**SUPPLIED DATA:**
------

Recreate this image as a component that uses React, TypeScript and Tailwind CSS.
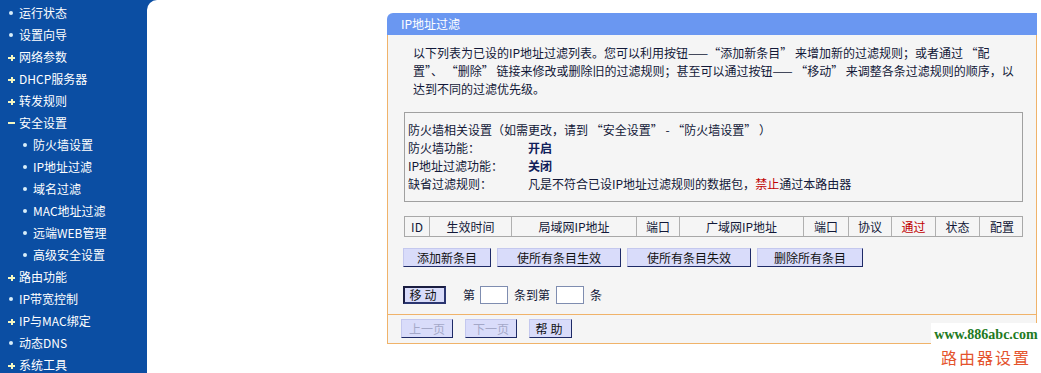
import type { ReactNode } from 'react'

type Mark = 'dot' | 'plus' | 'minus'

interface MenuItem {
  label: string
  mark: Mark
  sub?: boolean
}

const menu: MenuItem[] = [
  { label: '运行状态', mark: 'dot' },
  { label: '设置向导', mark: 'dot' },
  { label: '网络参数', mark: 'plus' },
  { label: 'DHCP服务器', mark: 'plus' },
  { label: '转发规则', mark: 'plus' },
  { label: '安全设置', mark: 'minus' },
  { label: '防火墙设置', mark: 'dot', sub: true },
  { label: 'IP地址过滤', mark: 'dot', sub: true },
  { label: '域名过滤', mark: 'dot', sub: true },
  { label: 'MAC地址过滤', mark: 'dot', sub: true },
  { label: '远端WEB管理', mark: 'dot', sub: true },
  { label: '高级安全设置', mark: 'dot', sub: true },
  { label: '路由功能', mark: 'plus' },
  { label: 'IP带宽控制', mark: 'dot' },
  { label: 'IP与MAC绑定', mark: 'plus' },
  { label: '动态DNS', mark: 'dot' },
  { label: '系统工具', mark: 'plus' },
]

// column widths of the rule table, they add up to the 619px box above it
const columns: { label: string; width: string; red?: boolean }[] = [
  { label: 'ID', width: 'w-[24px]' },
  { label: '生效时间', width: 'w-[82px]' },
  { label: '局域网IP地址', width: 'w-[125px]' },
  { label: '端口', width: 'w-[43px]' },
  { label: '广域网IP地址', width: 'w-[124px]' },
  { label: '端口', width: 'w-[45px]' },
  { label: '协议', width: 'w-[43px]' },
  { label: '通过', width: 'w-[44px]', red: true },
  { label: '状态', width: 'w-[44px]' },
  { label: '配置', width: 'w-[45px]' },
]

function Bullet({ mark }: { mark: Mark }) {
  if (mark === 'plus') {
    return (
      <span className="relative block h-[7px] w-[7px]">
        <span className="absolute left-0 top-[3px] h-[2px] w-[7px] bg-[#f4f6c0]" />
        <span className="absolute left-[2.5px] top-[1px] h-[6px] w-[2px] bg-[#f4f6c0]" />
      </span>
    )
  }
  if (mark === 'minus') {
    return <span className="block h-[2px] w-[7px] bg-[#f4f6c0]" />
  }
  return <span className="ml-[1px] block h-[4px] w-[4px] rounded-full bg-[#d8eefa]" />
}

function Sidebar() {
  return (
    <nav className="w-[147px] shrink-0 pt-[2px]">
      {menu.map((item) => (
        <div
          key={item.label}
          className={
            item.sub
              ? 'flex h-[22px] items-center pl-[22px] text-[12px] text-white'
              : 'flex h-[22px] items-center pl-[8px] text-[12px] text-white'
          }
        >
          <span className="flex w-[11px] items-center">
            <Bullet mark={item.mark} />
          </span>
          <span>{item.label}</span>
        </div>
      ))}
    </nav>
  )
}

function Btn({ children, width, disabled }: { children: ReactNode; width: string; disabled?: boolean }) {
  return (
    <button
      type="button"
      className={
        (disabled ? 'text-[#a4a8c8] ' : 'text-[#111] ') +
        width +
        ' h-[19px] border border-t-[#c4c8ee] border-l-[#c4c8ee] border-r-[#1e2a66] border-b-[#1e2a66] bg-[#d9dcfa] text-[12px] leading-[17px]'
      }
    >
      {children}
    </button>
  )
}

function SmallInput() {
  return <span className="block h-[18px] w-[28px] border border-[#7f8db0] bg-white" />
}

export default function App() {
  return (
    <div className="relative flex h-[373px] w-[1041px] overflow-hidden bg-[#0b4ea3] font-['Noto_Sans_CJK_SC',sans-serif]">
      <Sidebar />

      <main className="flex-1 rounded-tl-[10px] bg-white pl-[240px] pt-[13px]">
        <div className="w-[650px]">
          <div className="h-[22px] rounded-tl-[6px] bg-[#6a97f1] pl-[14px] text-[12px] leading-[22px] text-white">
            IP地址过滤
          </div>

          <div className="border-x border-b border-[#f0b36a] bg-[#f5f5f5] text-[12px] text-[#121838]">
            <p className="pl-[25px] pr-[10px] pt-[9px] leading-[18px]">
              以下列表为已设的IP地址过滤列表。您可以利用按钮——“添加新条目” 来增加新的过滤规则；或者通过 “配
              <br />
              置”、 “删除” 链接来修改或删除旧的过滤规则；甚至可以通过按钮—— “移动” 来调整各条过滤规则的顺序，以
              <br />
              达到不同的过滤优先级。
            </p>

            <div className="ml-[16px] mt-[14px] w-[619px] border border-[#a0a0a0] px-[3px] py-[8px] leading-[18px]">
              <div>防火墙相关设置（如需更改，请到 “安全设置” - “防火墙设置” ）</div>
              <div className="flex">
                <span className="w-[120px]">防火墙功能：</span>
                <span className="font-bold text-[#10205a]">开启</span>
              </div>
              <div className="flex">
                <span className="w-[120px]">IP地址过滤功能：</span>
                <span className="font-bold text-[#10205a]">关闭</span>
              </div>
              <div className="flex">
                <span className="w-[120px]">缺省过滤规则：</span>
                <span>
                  凡是不符合已设IP地址过滤规则的数据包，<span className="text-[#c00000]">禁止</span>通过本路由器
                </span>
              </div>
            </div>

            <div className="ml-[16px] mt-[14px] flex h-[21px] w-[619px] border border-[#a8a8a8]">
              {columns.map((c, i) => (
                <div
                  key={i}
                  className={
                    c.width +
                    (i > 0 ? ' border-l border-[#b0b0b0]' : '') +
                    (c.red ? ' text-[#c00000]' : '') +
                    ' shrink-0 text-center leading-[19px]'
                  }
                >
                  {c.label}
                </div>
              ))}
            </div>

            <div className="ml-[15px] mt-[11px] flex gap-[6px]">
              <Btn width="w-[88px]">添加新条目</Btn>
              <Btn width="w-[124px]">使所有条目生效</Btn>
              <Btn width="w-[124px]">使所有条目失效</Btn>
              <Btn width="w-[106px]">删除所有条目</Btn>
            </div>

            <div className="ml-[15px] mt-[19px] flex h-[18px] items-center">
              <button
                type="button"
                className="h-[18px] w-[43px] border-2 border-[#1a1d40] border-r-[#2a3570] border-b-[#2a3570] bg-[#d9dcfa] text-[12px] leading-[14px] tracking-[3px] text-[#111]"
              >
                移动
              </button>
              <span className="ml-[17px] mr-[5px]">第</span>
              <SmallInput />
              <span className="ml-[6px] mr-[6px]">条到第</span>
              <SmallInput />
              <span className="ml-[6px]">条</span>
            </div>

            <div className="mt-[10px] flex gap-[12px] border-t border-[#f0b36a] pb-[5px] pl-[13px] pt-[4px]">
              <Btn width="w-[52px]" disabled>
                上一页
              </Btn>
              <Btn width="w-[52px]" disabled>
                下一页
              </Btn>
              <Btn width="w-[43px]">
                <span className="tracking-[3px]">帮助</span>
              </Btn>
            </div>
          </div>
        </div>
      </main>

      <div className="absolute left-[931px] top-[323px] flex h-[50px] w-[110px] flex-col items-center bg-white pt-[3px]">
        <div className="font-['Liberation_Serif',serif] text-[14px] font-bold leading-[18px] text-[#227a22]">
          www.886abc.com
        </div>
        <div className="mt-[2px] text-[16px] leading-[22px] tracking-[2px] text-[#e4532c]">路由器设置</div>
      </div>
    </div>
  )
}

------

Quote the material word for word, dropping any images it holds.

Recreate this image as a component that uses React, TypeScript and Tailwind CSS.
import type { ReactNode } from 'react'

type Mark = 'dot' | 'plus' | 'minus'

interface MenuItem {
  label: string
  mark: Mark
  sub?: boolean
}

const menu: MenuItem[] = [
  { label: '运行状态', mark: 'dot' },
  { label: '设置向导', mark: 'dot' },
  { label: '网络参数', mark: 'plus' },
  { label: 'DHCP服务器', mark: 'plus' },
  { label: '转发规则', mark: 'plus' },
  { label: '安全设置', mark: 'minus' },
  { label: '防火墙设置', mark: 'dot', sub: true },
  { label: 'IP地址过滤', mark: 'dot', sub: true },
  { label: '域名过滤', mark: 'dot', sub: true },
  { label: 'MAC地址过滤', mark: 'dot', sub: true },
  { label: '远端WEB管理', mark: 'dot', sub: true },
  { label: '高级安全设置', mark: 'dot', sub: true },
  { label: '路由功能', mark: 'plus' },
  { label: 'IP带宽控制', mark: 'dot' },
  { label: 'IP与MAC绑定', mark: 'plus' },
  { label: '动态DNS', mark: 'dot' },
  { label: '系统工具', mark: 'plus' },
]

// column widths of the rule table, they add up to the 619px box above it
const columns: { label: string; width: string; red?: boolean }[] = [
  { label: 'ID', width: 'w-[24px]' },
  { label: '生效时间', width: 'w-[82px]' },
  { label: '局域网IP地址', width: 'w-[125px]' },
  { label: '端口', width: 'w-[43px]' },
  { label: '广域网IP地址', width: 'w-[124px]' },
  { label: '端口', width: 'w-[45px]' },
  { label: '协议', width: 'w-[43px]' },
  { label: '通过', width: 'w-[44px]', red: true },
  { label: '状态', width: 'w-[44px]' },
  { label: '配置', width: 'w-[45px]' },
]

function Bullet({ mark }: { mark: Mark }) {
  if (mark === 'plus') {
    return (
      <span className="relative block h-[7px] w-[7px]">
        <span className="absolute left-0 top-[3px] h-[2px] w-[7px] bg-[#f4f6c0]" />
        <span className="absolute left-[2.5px] top-[1px] h-[6px] w-[2px] bg-[#f4f6c0]" />
      </span>
    )
  }
  if (mark === 'minus') {
    return <span className="block h-[2px] w-[7px] bg-[#f4f6c0]" />
  }
  return <span className="ml-[1px] block h-[4px] w-[4px] rounded-full bg-[#d8eefa]" />
}

function Sidebar() {
  return (
    <nav className="w-[147px] shrink-0 pt-[2px]">
      {menu.map((item) => (
        <div
          key={item.label}
          className={
            item.sub
              ? 'flex h-[22px] items-center pl-[22px] text-[12px] text-white'
              : 'flex h-[22px] items-center pl-[8px] text-[12px] text-white'
          }
        >
          <span className="flex w-[11px] items-center">
            <Bullet mark={item.mark} />
          </span>
          <span>{item.label}</span>
        </div>
      ))}
    </nav>
  )
}

function Btn({ children, width, disabled }: { children: ReactNode; width: string; disabled?: boolean }) {
  return (
    <button
      type="button"
      className={
        (disabled ? 'text-[#a4a8c8] ' : 'text-[#111] ') +
        width +
        ' h-[19px] border border-t-[#c4c8ee] border-l-[#c4c8ee] border-r-[#1e2a66] border-b-[#1e2a66] bg-[#d9dcfa] text-[12px] leading-[17px]'
      }
    >
      {children}
    </button>
  )
}

function SmallInput() {
  return <span className="block h-[18px] w-[28px] border border-[#7f8db0] bg-white" />
}

export default function App() {
  return (
    <div className="relative flex h-[373px] w-[1041px] overflow-hidden bg-[#0b4ea3] font-['Noto_Sans_CJK_SC',sans-serif]">
      <Sidebar />

      <main className="flex-1 rounded-tl-[10px] bg-white pl-[240px] pt-[13px]">
        <div className="w-[650px]">
          <div className="h-[22px] rounded-tl-[6px] bg-[#6a97f1] pl-[14px] text-[12px] leading-[22px] text-white">
            IP地址过滤
          </div>

          <div className="border-x border-b border-[#f0b36a] bg-[#f5f5f5] text-[12px] text-[#121838]">
            <p className="pl-[25px] pr-[10px] pt-[9px] leading-[18px]">
              以下列表为已设的IP地址过滤列表。您可以利用按钮——“添加新条目” 来增加新的过滤规则；或者通过 “配
              <br />
              置”、 “删除” 链接来修改或删除旧的过滤规则；甚至可以通过按钮—— “移动” 来调整各条过滤规则的顺序，以
              <br />
              达到不同的过滤优先级。
            </p>

            <div className="ml-[16px] mt-[14px] w-[619px] border border-[#a0a0a0] px-[3px] py-[8px] leading-[18px]">
              <div>防火墙相关设置（如需更改，请到 “安全设置” - “防火墙设置” ）</div>
              <div className="flex">
                <span className="w-[120px]">防火墙功能：</span>
                <span className="font-bold text-[#10205a]">开启</span>
              </div>
              <div className="flex">
                <span className="w-[120px]">IP地址过滤功能：</span>
                <span className="font-bold text-[#10205a]">关闭</span>
              </div>
              <div className="flex">
                <span className="w-[120px]">缺省过滤规则：</span>
                <span>
                  凡是不符合已设IP地址过滤规则的数据包，<span className="text-[#c00000]">禁止</span>通过本路由器
                </span>
              </div>
            </div>

            <div className="ml-[16px] mt-[14px] flex h-[21px] w-[619px] border border-[#a8a8a8]">
              {columns.map((c, i) => (
                <div
                  key={i}
                  className={
                    c.width +
                    (i > 0 ? ' border-l border-[#b0b0b0]' : '') +
                    (c.red ? ' text-[#c00000]' : '') +
                    ' shrink-0 text-center leading-[19px]'
                  }
                >
                  {c.label}
                </div>
              ))}
            </div>

            <div className="ml-[15px] mt-[11px] flex gap-[6px]">
              <Btn width="w-[88px]">添加新条目</Btn>
              <Btn width="w-[124px]">使所有条目生效</Btn>
              <Btn width="w-[124px]">使所有条目失效</Btn>
              <Btn width="w-[106px]">删除所有条目</Btn>
            </div>

            <div className="ml-[15px] mt-[19px] flex h-[18px] items-center">
              <button
                type="button"
                className="h-[18px] w-[43px] border-2 border-[#1a1d40] border-r-[#2a3570] border-b-[#2a3570] bg-[#d9dcfa] text-[12px] leading-[14px] tracking-[3px] text-[#111]"
              >
                移动
              </button>
              <span className="ml-[17px] mr-[5px]">第</span>
              <SmallInput />
              <span className="ml-[6px] mr-[6px]">条到第</span>
              <SmallInput />
              <span className="ml-[6px]">条</span>
            </div>

            <div className="mt-[10px] flex gap-[12px] border-t border-[#f0b36a] pb-[5px] pl-[13px] pt-[4px]">
              <Btn width="w-[52px]" disabled>
                上一页
              </Btn>
              <Btn width="w-[52px]" disabled>
                下一页
              </Btn>
              <Btn width="w-[43px]">
                <span className="tracking-[3px]">帮助</span>
              </Btn>
            </div>
          </div>
        </div>
      </main>

      <div className="absolute left-[931px] top-[323px] flex h-[50px] w-[110px] flex-col items-center bg-white pt-[3px]">
        <div className="font-['Liberation_Serif',serif] text-[14px] font-bold leading-[18px] text-[#227a22]">
          www.886abc.com
        </div>
        <div className="mt-[2px] text-[16px] leading-[22px] tracking-[2px] text-[#e4532c]">路由器设置</div>
      </div>
    </div>
  )
}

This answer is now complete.